I think Ed Young actually got that idea from a Florida church where the pastor issued a 30-day sex challenge. Apparently, 30 days turned out to be too rigorous, so most of the churches that have followed suit have down-scaled the demand a bit.

But suddenly that kind of eroticism from the pulpit is all the rage. Time magazine noticed the trend and did a major article about it six months ago, titled “And God said: Just Do It.” I see a different story almost every week about some church sponsoring a series on sex or a sex challenge of some kind. Part of the trend involves putting up suggestive billboards around town. The billboards tend to outrage even secular communities, and that’s one reason this trend keeps making the news. Every church seems to try to make the ads more sleazy than all their predecessors. In Kenosha, WI, just last month, the secular school board informed a church they couldn’t use school property for their Sunday services anymore because the school board looked at the flyer the church put on doors all around the community—and the school board thought the flyer advertizing the pastor’s series on sex was too pornographic.

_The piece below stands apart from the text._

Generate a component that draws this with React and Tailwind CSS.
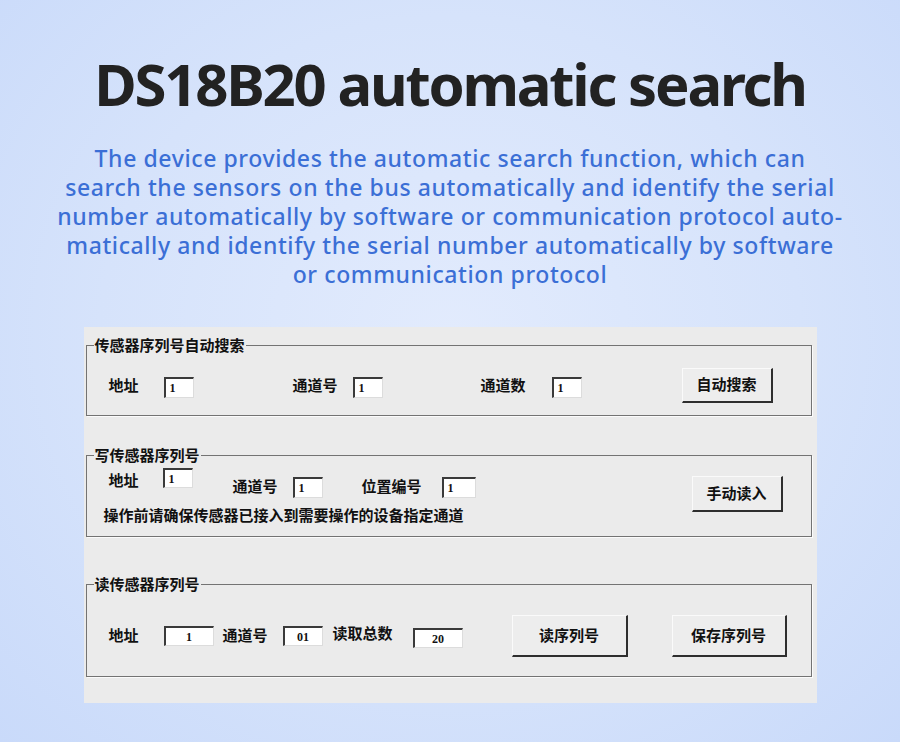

Let’s be honest: No one really thinks this kind of thing is absolutely necessary to reach our culture, and I’ve never heard anyone even try to argue that these trends are having a sanctifying impact in a society that is already sex-crazed to the point of gross perversion.

So why is this so pervasive? It’s clear, for one thing, that there are lots of people in the evangelical movement who really want to be at home in the culture. And too many pastors are enthralled with the idea of being cool in the eyes of the world.

Let’s be candid: to a very large degree the whole notion of contextualization has been commandeered as an excuse for carnal minds poisoned by overexposure to smut. Some people just love the sound of filthy words, and they and feed their egos with the shockwaves that kind of language generates. The more the church wants to be like the world, the more that attitude will dominate.